(EXERCISE DETAILS) Repeat the data below exactly, dropping any pictures it holds.

>> begin DATA SEGMENT

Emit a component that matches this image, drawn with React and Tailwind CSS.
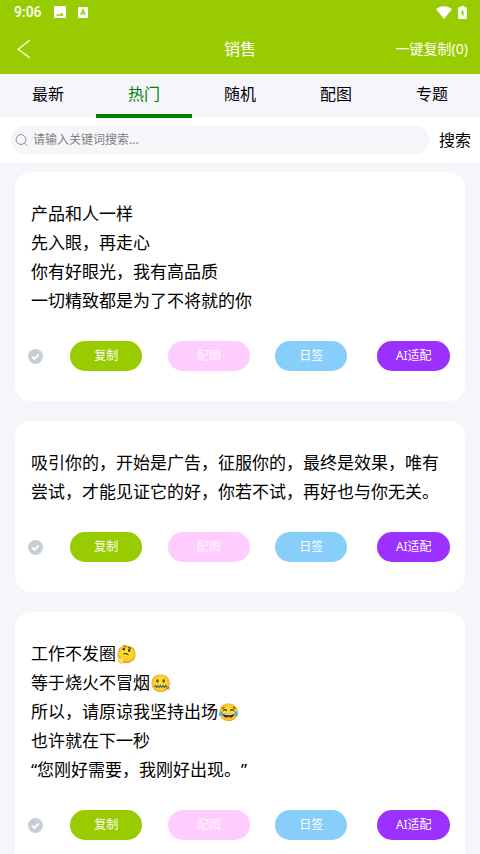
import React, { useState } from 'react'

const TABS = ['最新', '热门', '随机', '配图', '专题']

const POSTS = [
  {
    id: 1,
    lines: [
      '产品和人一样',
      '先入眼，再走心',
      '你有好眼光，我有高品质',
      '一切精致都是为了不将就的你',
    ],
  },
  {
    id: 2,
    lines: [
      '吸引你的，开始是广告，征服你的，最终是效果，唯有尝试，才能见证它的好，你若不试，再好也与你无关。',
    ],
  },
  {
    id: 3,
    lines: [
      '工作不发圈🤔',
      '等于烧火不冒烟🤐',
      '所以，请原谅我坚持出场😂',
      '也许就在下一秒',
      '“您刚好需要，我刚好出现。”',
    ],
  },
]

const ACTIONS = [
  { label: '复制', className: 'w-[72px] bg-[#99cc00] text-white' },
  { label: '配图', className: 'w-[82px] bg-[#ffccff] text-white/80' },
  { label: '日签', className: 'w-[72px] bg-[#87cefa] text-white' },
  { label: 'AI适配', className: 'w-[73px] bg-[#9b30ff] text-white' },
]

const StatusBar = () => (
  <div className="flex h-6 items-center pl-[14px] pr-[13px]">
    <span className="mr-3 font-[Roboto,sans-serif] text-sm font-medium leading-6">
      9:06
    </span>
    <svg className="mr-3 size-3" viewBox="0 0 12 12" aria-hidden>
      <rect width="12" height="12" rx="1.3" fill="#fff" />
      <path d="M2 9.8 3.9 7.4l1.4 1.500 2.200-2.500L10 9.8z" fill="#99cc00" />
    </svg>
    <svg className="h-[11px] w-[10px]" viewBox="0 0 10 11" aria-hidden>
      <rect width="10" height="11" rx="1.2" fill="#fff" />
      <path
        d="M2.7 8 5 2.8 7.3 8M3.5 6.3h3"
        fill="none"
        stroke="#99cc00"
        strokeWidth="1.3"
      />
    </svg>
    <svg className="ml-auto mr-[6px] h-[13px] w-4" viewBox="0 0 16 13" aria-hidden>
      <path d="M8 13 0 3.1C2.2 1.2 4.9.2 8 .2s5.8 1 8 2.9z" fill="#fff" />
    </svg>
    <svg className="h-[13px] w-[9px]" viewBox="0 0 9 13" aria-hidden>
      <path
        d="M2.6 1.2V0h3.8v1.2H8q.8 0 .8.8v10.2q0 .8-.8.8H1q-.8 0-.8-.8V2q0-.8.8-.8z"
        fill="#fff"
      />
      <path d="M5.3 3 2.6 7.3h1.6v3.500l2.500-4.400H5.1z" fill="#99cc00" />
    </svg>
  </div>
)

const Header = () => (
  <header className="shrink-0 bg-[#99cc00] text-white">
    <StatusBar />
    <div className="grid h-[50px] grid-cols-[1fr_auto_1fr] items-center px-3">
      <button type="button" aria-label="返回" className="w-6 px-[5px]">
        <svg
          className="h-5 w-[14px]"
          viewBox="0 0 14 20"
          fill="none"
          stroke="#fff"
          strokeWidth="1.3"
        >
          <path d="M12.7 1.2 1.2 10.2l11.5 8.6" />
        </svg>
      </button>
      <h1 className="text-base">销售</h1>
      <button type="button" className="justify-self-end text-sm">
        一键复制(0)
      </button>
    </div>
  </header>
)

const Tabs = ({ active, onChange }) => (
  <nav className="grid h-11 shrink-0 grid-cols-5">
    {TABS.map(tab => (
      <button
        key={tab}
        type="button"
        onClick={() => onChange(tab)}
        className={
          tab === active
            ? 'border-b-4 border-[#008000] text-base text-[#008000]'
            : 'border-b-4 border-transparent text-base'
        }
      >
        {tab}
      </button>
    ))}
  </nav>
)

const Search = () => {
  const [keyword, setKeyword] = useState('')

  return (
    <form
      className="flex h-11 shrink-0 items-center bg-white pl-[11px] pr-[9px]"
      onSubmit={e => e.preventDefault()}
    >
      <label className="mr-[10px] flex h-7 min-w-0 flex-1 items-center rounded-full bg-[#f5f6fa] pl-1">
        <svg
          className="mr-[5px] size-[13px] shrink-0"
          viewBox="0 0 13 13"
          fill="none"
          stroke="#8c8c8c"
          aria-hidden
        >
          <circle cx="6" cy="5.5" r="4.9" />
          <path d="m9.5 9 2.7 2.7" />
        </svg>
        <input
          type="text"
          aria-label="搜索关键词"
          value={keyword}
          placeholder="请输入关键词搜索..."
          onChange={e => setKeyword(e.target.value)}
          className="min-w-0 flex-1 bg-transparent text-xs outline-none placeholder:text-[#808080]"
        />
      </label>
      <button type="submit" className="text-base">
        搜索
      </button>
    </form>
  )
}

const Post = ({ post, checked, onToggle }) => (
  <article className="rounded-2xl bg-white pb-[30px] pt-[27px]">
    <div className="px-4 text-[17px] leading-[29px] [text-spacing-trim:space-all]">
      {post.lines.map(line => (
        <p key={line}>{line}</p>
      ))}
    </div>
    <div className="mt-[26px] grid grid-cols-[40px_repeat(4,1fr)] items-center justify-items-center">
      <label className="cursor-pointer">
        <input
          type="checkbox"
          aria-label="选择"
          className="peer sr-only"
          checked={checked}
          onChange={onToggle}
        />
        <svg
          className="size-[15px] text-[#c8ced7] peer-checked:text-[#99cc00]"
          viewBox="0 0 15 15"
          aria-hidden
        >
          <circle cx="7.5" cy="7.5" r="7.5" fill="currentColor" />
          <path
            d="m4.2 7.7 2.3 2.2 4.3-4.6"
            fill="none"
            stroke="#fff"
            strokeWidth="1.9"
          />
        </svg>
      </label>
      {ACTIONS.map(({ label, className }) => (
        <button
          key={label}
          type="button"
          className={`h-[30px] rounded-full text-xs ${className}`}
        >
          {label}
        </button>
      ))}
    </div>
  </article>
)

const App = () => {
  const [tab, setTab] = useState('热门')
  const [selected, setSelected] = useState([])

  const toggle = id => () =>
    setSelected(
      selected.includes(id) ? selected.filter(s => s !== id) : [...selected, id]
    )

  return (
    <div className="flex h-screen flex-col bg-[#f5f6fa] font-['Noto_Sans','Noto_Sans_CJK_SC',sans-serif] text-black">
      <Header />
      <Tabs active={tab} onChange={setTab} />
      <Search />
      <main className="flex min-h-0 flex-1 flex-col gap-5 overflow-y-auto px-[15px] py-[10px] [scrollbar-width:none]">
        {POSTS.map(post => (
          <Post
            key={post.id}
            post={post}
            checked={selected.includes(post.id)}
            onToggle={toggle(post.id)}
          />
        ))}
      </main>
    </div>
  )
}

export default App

>> end DATA SEGMENT

(TASK RESPONSE)
Emit a component that matches this image, drawn with React and Tailwind CSS.
import React, { useState } from 'react'

const TABS = ['最新', '热门', '随机', '配图', '专题']

const POSTS = [
  {
    id: 1,
    lines: [
      '产品和人一样',
      '先入眼，再走心',
      '你有好眼光，我有高品质',
      '一切精致都是为了不将就的你',
    ],
  },
  {
    id: 2,
    lines: [
      '吸引你的，开始是广告，征服你的，最终是效果，唯有尝试，才能见证它的好，你若不试，再好也与你无关。',
    ],
  },
  {
    id: 3,
    lines: [
      '工作不发圈🤔',
      '等于烧火不冒烟🤐',
      '所以，请原谅我坚持出场😂',
      '也许就在下一秒',
      '“您刚好需要，我刚好出现。”',
    ],
  },
]

const ACTIONS = [
  { label: '复制', className: 'w-[72px] bg-[#99cc00] text-white' },
  { label: '配图', className: 'w-[82px] bg-[#ffccff] text-white/80' },
  { label: '日签', className: 'w-[72px] bg-[#87cefa] text-white' },
  { label: 'AI适配', className: 'w-[73px] bg-[#9b30ff] text-white' },
]

const StatusBar = () => (
  <div className="flex h-6 items-center pl-[14px] pr-[13px]">
    <span className="mr-3 font-[Roboto,sans-serif] text-sm font-medium leading-6">
      9:06
    </span>
    <svg className="mr-3 size-3" viewBox="0 0 12 12" aria-hidden>
      <rect width="12" height="12" rx="1.3" fill="#fff" />
      <path d="M2 9.8 3.9 7.4l1.4 1.500 2.200-2.500L10 9.8z" fill="#99cc00" />
    </svg>
    <svg className="h-[11px] w-[10px]" viewBox="0 0 10 11" aria-hidden>
      <rect width="10" height="11" rx="1.2" fill="#fff" />
      <path
        d="M2.7 8 5 2.8 7.3 8M3.5 6.3h3"
        fill="none"
        stroke="#99cc00"
        strokeWidth="1.3"
      />
    </svg>
    <svg className="ml-auto mr-[6px] h-[13px] w-4" viewBox="0 0 16 13" aria-hidden>
      <path d="M8 13 0 3.1C2.2 1.2 4.9.2 8 .2s5.8 1 8 2.9z" fill="#fff" />
    </svg>
    <svg className="h-[13px] w-[9px]" viewBox="0 0 9 13" aria-hidden>
      <path
        d="M2.6 1.2V0h3.8v1.2H8q.8 0 .8.8v10.2q0 .8-.8.8H1q-.8 0-.8-.8V2q0-.8.8-.8z"
        fill="#fff"
      />
      <path d="M5.3 3 2.6 7.3h1.6v3.500l2.500-4.400H5.1z" fill="#99cc00" />
    </svg>
  </div>
)

const Header = () => (
  <header className="shrink-0 bg-[#99cc00] text-white">
    <StatusBar />
    <div className="grid h-[50px] grid-cols-[1fr_auto_1fr] items-center px-3">
      <button type="button" aria-label="返回" className="w-6 px-[5px]">
        <svg
          className="h-5 w-[14px]"
          viewBox="0 0 14 20"
          fill="none"
          stroke="#fff"
          strokeWidth="1.3"
        >
          <path d="M12.7 1.2 1.2 10.2l11.5 8.6" />
        </svg>
      </button>
      <h1 className="text-base">销售</h1>
      <button type="button" className="justify-self-end text-sm">
        一键复制(0)
      </button>
    </div>
  </header>
)

const Tabs = ({ active, onChange }) => (
  <nav className="grid h-11 shrink-0 grid-cols-5">
    {TABS.map(tab => (
      <button
        key={tab}
        type="button"
        onClick={() => onChange(tab)}
        className={
          tab === active
            ? 'border-b-4 border-[#008000] text-base text-[#008000]'
            : 'border-b-4 border-transparent text-base'
        }
      >
        {tab}
      </button>
    ))}
  </nav>
)

const Search = () => {
  const [keyword, setKeyword] = useState('')

  return (
    <form
      className="flex h-11 shrink-0 items-center bg-white pl-[11px] pr-[9px]"
      onSubmit={e => e.preventDefault()}
    >
      <label className="mr-[10px] flex h-7 min-w-0 flex-1 items-center rounded-full bg-[#f5f6fa] pl-1">
        <svg
          className="mr-[5px] size-[13px] shrink-0"
          viewBox="0 0 13 13"
          fill="none"
          stroke="#8c8c8c"
          aria-hidden
        >
          <circle cx="6" cy="5.5" r="4.9" />
          <path d="m9.5 9 2.7 2.7" />
        </svg>
        <input
          type="text"
          aria-label="搜索关键词"
          value={keyword}
          placeholder="请输入关键词搜索..."
          onChange={e => setKeyword(e.target.value)}
          className="min-w-0 flex-1 bg-transparent text-xs outline-none placeholder:text-[#808080]"
        />
      </label>
      <button type="submit" className="text-base">
        搜索
      </button>
    </form>
  )
}

const Post = ({ post, checked, onToggle }) => (
  <article className="rounded-2xl bg-white pb-[30px] pt-[27px]">
    <div className="px-4 text-[17px] leading-[29px] [text-spacing-trim:space-all]">
      {post.lines.map(line => (
        <p key={line}>{line}</p>
      ))}
    </div>
    <div className="mt-[26px] grid grid-cols-[40px_repeat(4,1fr)] items-center justify-items-center">
      <label className="cursor-pointer">
        <input
          type="checkbox"
          aria-label="选择"
          className="peer sr-only"
          checked={checked}
          onChange={onToggle}
        />
        <svg
          className="size-[15px] text-[#c8ced7] peer-checked:text-[#99cc00]"
          viewBox="0 0 15 15"
          aria-hidden
        >
          <circle cx="7.5" cy="7.5" r="7.5" fill="currentColor" />
          <path
            d="m4.2 7.7 2.3 2.2 4.3-4.6"
            fill="none"
            stroke="#fff"
            strokeWidth="1.9"
          />
        </svg>
      </label>
      {ACTIONS.map(({ label, className }) => (
        <button
          key={label}
          type="button"
          className={`h-[30px] rounded-full text-xs ${className}`}
        >
          {label}
        </button>
      ))}
    </div>
  </article>
)

const App = () => {
  const [tab, setTab] = useState('热门')
  const [selected, setSelected] = useState([])

  const toggle = id => () =>
    setSelected(
      selected.includes(id) ? selected.filter(s => s !== id) : [...selected, id]
    )

  return (
    <div className="flex h-screen flex-col bg-[#f5f6fa] font-['Noto_Sans','Noto_Sans_CJK_SC',sans-serif] text-black">
      <Header />
      <Tabs active={tab} onChange={setTab} />
      <Search />
      <main className="flex min-h-0 flex-1 flex-col gap-5 overflow-y-auto px-[15px] py-[10px] [scrollbar-width:none]">
        {POSTS.map(post => (
          <Post
            key={post.id}
            post={post}
            checked={selected.includes(post.id)}
            onToggle={toggle(post.id)}
          />
        ))}
      </main>
    </div>
  )
}

export default App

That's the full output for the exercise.